Stated problem:
Tally how many lines of these entries hold the string "that". Return the number alone.

[BEGIN]

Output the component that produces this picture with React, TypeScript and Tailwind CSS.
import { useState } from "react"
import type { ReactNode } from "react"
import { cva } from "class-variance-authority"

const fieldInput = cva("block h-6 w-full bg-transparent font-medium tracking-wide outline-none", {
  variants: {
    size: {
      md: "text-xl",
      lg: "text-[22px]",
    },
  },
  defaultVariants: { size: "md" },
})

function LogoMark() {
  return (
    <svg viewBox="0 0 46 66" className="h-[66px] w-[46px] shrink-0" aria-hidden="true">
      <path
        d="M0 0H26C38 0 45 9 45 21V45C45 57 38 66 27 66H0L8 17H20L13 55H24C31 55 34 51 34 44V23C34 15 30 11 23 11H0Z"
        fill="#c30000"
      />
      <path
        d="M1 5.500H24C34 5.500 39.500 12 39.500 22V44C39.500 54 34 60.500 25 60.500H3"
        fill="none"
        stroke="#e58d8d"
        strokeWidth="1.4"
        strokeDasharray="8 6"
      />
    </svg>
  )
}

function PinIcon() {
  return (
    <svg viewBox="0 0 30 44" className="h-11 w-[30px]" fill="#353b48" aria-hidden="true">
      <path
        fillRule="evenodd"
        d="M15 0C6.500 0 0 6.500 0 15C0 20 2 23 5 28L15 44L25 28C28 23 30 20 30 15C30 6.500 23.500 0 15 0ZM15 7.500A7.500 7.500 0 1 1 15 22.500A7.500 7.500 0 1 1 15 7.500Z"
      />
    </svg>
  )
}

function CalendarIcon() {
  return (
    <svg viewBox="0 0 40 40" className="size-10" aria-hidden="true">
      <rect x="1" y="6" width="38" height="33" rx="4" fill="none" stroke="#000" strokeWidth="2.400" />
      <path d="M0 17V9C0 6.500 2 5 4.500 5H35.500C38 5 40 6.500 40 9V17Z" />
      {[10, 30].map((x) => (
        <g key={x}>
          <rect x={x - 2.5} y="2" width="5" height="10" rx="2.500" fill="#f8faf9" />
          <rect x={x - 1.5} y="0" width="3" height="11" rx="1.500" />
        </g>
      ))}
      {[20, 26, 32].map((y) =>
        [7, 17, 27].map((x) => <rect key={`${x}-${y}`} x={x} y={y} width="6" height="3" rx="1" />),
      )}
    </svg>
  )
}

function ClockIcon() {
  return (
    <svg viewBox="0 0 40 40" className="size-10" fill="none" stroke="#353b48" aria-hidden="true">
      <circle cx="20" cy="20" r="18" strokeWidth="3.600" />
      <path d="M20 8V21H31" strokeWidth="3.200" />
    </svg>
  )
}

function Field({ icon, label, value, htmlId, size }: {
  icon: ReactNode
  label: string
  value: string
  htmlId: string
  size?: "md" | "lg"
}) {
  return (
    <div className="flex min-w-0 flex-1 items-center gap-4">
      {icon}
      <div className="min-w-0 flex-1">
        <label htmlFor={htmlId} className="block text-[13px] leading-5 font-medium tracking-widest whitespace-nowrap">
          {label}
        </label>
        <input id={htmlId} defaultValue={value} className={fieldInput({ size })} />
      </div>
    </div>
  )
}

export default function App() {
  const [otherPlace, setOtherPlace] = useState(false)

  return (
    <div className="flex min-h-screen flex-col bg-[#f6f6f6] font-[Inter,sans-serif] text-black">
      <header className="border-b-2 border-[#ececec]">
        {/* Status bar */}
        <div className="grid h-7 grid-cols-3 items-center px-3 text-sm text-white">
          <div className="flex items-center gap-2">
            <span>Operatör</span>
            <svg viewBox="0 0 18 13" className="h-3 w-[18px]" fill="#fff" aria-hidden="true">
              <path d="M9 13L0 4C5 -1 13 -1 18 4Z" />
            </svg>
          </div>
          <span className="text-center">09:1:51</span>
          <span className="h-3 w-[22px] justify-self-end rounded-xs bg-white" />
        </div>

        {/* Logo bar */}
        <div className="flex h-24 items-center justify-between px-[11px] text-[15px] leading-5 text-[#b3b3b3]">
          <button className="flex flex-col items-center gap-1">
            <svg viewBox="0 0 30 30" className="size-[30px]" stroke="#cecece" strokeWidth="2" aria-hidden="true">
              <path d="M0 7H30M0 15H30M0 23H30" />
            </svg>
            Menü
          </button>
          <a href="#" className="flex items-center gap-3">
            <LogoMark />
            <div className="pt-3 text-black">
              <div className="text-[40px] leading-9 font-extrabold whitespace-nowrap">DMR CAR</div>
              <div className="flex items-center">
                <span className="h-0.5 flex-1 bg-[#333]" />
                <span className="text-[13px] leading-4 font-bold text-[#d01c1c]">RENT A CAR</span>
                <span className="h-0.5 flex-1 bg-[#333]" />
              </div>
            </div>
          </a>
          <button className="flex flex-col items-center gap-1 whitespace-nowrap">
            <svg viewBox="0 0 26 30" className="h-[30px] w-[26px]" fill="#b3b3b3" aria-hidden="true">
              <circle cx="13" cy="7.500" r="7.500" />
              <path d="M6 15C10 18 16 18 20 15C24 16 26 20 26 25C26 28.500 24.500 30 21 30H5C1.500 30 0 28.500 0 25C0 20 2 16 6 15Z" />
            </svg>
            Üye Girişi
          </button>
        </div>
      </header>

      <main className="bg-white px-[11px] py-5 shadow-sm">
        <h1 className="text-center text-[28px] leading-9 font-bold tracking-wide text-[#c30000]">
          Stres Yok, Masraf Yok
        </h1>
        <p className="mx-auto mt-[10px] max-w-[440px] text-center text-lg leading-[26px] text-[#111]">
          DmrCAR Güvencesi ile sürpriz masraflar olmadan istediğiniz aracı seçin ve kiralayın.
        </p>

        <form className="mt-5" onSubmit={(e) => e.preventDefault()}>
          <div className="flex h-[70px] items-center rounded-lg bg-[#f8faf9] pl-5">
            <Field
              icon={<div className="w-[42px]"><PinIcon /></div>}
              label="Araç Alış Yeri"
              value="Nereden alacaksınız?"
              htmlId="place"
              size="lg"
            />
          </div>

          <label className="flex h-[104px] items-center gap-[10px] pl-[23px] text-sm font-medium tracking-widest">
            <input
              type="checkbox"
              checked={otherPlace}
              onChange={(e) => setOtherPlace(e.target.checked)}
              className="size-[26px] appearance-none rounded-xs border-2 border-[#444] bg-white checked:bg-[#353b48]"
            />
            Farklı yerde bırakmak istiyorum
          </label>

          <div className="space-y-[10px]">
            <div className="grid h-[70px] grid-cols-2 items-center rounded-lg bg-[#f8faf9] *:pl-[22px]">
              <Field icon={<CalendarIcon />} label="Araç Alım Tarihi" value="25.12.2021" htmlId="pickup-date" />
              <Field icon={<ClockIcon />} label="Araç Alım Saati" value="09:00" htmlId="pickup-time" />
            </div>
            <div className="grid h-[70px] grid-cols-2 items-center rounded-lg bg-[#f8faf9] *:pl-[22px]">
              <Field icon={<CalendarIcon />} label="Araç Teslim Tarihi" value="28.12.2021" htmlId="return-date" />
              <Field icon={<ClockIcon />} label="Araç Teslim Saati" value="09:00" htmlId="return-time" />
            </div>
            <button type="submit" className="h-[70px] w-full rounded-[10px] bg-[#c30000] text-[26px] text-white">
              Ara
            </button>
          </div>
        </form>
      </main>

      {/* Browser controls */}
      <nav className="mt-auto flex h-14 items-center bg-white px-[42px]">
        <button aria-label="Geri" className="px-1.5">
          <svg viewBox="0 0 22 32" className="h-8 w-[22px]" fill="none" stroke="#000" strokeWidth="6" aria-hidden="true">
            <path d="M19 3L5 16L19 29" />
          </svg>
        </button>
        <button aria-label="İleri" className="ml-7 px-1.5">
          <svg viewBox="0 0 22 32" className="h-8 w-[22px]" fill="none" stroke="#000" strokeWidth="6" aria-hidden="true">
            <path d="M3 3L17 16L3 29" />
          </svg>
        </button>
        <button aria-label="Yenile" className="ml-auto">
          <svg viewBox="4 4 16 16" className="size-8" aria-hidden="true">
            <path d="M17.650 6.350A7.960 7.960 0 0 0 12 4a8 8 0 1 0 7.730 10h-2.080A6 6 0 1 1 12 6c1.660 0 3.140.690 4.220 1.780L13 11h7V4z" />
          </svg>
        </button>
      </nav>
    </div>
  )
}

[END]
[BEGIN]

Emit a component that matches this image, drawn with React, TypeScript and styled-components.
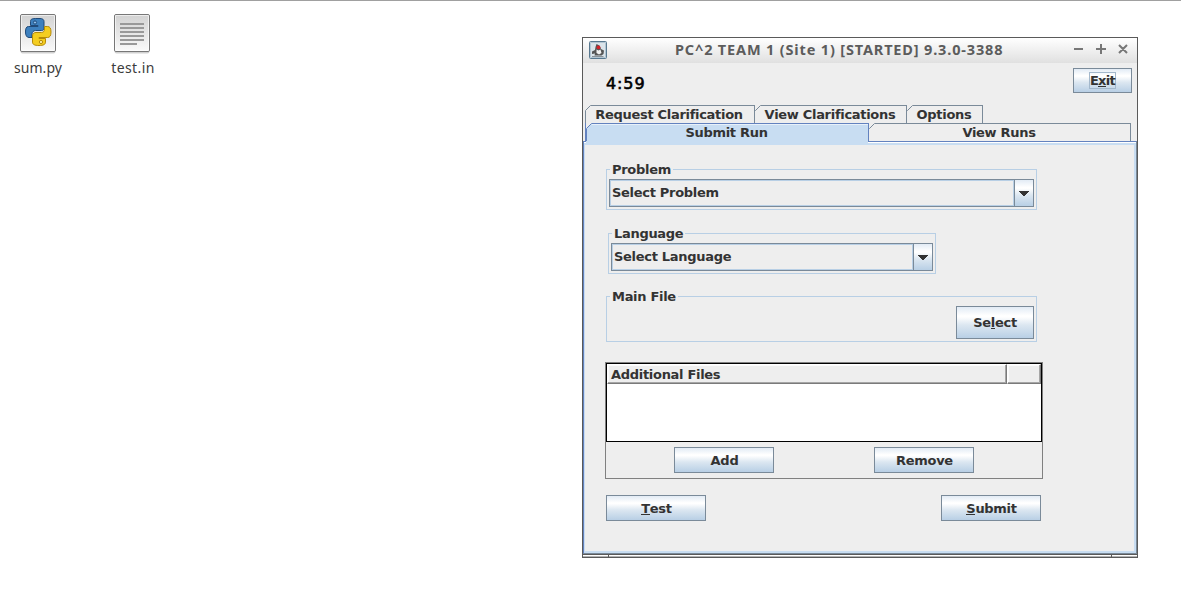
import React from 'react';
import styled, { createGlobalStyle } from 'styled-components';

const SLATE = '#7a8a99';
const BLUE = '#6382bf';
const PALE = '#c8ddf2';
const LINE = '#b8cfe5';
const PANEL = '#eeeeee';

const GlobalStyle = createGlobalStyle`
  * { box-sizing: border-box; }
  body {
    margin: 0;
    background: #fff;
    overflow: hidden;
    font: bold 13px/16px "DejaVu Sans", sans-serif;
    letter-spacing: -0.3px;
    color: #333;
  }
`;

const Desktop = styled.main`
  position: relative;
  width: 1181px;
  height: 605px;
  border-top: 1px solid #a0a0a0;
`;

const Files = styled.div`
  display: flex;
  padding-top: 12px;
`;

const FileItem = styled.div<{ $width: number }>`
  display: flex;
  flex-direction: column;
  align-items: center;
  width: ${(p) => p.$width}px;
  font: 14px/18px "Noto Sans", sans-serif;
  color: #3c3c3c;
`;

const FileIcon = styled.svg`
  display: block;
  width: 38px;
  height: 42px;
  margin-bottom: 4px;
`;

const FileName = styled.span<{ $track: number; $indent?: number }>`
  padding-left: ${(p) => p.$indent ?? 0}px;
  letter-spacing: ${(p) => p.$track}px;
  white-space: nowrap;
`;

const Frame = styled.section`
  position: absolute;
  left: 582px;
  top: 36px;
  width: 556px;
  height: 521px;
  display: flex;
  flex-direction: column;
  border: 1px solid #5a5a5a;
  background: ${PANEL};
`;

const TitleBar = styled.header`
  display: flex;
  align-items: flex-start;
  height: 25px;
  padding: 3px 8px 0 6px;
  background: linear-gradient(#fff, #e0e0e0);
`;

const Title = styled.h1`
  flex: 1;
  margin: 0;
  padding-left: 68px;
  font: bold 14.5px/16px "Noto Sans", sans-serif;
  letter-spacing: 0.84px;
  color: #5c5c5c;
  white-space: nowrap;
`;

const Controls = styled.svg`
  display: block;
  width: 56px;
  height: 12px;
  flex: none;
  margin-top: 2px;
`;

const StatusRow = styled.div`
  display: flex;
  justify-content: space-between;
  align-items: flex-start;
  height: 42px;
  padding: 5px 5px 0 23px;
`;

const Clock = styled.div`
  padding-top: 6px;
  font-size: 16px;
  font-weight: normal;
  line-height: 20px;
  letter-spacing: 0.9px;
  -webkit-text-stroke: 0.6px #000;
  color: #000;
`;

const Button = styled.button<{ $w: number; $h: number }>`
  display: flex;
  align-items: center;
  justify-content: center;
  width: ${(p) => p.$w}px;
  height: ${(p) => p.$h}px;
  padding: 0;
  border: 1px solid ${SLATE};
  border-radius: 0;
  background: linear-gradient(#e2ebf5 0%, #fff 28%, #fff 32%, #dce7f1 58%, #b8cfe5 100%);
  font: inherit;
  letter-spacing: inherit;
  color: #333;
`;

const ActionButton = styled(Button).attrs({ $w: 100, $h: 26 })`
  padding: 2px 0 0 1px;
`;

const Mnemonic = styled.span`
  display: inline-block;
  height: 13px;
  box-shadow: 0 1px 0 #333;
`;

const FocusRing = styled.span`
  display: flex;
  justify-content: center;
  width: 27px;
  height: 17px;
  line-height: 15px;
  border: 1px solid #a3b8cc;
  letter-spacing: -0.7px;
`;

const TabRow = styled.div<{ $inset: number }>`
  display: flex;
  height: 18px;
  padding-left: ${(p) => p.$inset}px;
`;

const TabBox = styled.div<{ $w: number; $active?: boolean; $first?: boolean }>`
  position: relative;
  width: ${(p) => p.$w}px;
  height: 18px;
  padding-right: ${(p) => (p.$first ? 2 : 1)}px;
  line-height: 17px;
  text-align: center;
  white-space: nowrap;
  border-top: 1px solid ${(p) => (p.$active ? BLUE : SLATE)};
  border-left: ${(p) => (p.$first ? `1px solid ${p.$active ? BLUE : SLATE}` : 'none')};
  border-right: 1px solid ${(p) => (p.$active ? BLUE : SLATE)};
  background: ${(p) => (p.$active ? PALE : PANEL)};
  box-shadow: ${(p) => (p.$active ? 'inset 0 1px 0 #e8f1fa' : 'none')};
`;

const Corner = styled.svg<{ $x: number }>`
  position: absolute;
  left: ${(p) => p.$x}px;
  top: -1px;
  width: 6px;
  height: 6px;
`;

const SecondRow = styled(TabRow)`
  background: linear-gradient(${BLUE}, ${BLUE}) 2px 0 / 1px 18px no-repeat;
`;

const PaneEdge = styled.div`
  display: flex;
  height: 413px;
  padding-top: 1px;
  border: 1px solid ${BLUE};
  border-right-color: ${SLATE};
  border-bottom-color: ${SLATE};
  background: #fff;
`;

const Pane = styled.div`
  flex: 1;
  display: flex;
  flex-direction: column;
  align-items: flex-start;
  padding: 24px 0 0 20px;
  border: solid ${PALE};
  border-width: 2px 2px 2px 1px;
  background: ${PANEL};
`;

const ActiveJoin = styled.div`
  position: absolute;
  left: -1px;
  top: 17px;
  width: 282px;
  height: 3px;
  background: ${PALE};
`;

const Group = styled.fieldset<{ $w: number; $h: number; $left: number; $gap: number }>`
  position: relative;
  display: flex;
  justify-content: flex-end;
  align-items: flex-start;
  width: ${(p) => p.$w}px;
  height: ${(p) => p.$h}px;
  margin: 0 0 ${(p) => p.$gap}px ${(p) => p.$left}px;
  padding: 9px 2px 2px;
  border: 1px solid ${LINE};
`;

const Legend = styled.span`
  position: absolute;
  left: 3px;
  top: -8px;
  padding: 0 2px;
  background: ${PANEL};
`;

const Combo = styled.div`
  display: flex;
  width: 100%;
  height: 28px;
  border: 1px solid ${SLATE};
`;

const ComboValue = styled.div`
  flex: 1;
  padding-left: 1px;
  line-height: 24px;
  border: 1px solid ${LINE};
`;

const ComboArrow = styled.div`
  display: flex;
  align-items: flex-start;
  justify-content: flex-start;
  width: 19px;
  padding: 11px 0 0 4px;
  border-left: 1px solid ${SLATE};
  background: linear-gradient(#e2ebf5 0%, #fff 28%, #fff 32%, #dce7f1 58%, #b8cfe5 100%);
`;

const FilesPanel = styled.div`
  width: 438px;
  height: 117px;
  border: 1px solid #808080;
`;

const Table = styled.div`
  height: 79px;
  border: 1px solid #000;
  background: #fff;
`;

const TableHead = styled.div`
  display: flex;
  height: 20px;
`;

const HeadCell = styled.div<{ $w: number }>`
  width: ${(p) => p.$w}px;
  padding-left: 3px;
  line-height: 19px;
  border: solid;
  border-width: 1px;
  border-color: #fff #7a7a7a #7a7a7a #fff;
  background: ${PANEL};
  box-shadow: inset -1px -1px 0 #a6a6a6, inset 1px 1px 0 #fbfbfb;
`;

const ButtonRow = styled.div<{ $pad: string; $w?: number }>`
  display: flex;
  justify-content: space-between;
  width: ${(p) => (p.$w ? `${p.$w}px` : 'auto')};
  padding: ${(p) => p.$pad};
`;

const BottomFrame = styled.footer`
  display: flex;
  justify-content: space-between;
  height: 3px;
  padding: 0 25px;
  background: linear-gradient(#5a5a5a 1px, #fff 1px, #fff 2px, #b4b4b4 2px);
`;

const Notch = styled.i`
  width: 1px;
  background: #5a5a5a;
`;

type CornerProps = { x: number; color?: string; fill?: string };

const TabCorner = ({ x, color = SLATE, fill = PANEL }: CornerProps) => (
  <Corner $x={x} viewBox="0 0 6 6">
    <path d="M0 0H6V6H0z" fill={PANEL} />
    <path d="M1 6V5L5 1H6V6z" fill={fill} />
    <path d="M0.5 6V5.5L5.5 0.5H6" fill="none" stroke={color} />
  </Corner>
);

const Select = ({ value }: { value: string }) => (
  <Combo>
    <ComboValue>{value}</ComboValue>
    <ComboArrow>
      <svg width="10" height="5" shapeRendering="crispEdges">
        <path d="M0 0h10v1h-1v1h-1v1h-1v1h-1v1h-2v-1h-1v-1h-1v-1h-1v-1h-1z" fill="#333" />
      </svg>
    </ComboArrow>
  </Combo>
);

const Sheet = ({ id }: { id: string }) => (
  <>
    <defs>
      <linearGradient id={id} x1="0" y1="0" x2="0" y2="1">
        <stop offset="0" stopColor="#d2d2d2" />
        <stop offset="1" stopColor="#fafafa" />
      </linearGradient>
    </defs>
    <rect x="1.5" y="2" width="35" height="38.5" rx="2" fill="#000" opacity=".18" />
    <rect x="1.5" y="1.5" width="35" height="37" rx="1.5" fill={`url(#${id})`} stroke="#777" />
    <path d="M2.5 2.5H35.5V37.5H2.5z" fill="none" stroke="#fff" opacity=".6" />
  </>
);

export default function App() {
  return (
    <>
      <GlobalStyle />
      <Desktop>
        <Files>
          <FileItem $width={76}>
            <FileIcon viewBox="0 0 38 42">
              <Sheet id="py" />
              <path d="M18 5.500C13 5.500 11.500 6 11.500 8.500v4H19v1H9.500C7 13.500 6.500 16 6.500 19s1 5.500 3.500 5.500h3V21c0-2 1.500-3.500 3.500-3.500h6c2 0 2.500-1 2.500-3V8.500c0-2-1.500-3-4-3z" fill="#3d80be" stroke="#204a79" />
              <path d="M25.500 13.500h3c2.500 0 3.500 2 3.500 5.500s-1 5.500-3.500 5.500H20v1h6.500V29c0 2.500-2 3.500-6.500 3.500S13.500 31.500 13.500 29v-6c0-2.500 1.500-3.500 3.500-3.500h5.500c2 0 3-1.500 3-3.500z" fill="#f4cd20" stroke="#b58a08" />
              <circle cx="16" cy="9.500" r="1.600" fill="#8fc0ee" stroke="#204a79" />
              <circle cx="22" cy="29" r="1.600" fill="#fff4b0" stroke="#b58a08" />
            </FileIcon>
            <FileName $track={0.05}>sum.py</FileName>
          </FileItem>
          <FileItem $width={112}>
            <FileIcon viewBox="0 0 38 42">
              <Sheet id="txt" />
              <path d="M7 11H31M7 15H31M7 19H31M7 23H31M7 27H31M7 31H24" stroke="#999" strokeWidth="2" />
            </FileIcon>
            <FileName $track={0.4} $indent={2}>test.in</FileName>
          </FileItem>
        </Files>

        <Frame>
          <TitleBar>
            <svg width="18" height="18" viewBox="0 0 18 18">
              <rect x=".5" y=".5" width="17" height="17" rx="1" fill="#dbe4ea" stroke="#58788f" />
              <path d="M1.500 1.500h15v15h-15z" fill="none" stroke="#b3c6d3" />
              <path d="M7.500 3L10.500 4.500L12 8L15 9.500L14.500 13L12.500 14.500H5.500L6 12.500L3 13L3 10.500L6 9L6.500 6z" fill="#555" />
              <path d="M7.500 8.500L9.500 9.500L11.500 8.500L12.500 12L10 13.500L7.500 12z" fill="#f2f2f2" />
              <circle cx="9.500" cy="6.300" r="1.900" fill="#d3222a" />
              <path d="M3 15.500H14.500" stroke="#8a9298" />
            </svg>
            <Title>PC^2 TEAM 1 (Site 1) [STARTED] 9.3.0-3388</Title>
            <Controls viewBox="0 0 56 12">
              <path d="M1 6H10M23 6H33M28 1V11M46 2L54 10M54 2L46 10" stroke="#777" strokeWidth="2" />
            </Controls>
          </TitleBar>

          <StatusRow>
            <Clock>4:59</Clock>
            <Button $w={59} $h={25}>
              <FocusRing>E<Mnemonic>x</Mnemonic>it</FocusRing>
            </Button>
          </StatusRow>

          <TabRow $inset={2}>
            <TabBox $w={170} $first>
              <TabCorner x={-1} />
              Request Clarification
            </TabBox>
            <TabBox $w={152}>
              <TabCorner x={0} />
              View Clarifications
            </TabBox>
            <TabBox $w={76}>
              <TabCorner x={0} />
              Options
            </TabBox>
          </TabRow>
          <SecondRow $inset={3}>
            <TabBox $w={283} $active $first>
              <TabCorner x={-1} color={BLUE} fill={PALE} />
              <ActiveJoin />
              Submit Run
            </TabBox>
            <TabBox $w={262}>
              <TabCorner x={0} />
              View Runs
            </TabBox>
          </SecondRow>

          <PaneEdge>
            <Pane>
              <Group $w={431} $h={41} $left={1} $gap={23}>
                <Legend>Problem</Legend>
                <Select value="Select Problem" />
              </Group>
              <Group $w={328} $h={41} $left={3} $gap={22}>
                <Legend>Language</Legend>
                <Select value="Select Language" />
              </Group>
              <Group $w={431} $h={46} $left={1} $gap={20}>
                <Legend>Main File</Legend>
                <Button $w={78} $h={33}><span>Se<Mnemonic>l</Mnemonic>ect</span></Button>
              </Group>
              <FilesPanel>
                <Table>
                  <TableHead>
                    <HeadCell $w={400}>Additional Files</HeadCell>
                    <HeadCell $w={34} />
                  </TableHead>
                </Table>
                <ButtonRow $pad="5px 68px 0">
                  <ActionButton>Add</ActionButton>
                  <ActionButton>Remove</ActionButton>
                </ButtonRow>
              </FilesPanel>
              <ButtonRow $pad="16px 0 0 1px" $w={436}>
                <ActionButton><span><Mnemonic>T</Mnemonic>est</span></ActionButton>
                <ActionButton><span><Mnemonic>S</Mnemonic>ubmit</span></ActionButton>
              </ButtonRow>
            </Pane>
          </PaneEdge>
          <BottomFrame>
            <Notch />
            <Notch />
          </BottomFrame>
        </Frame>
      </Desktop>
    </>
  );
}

[END]

Solution to this task:
2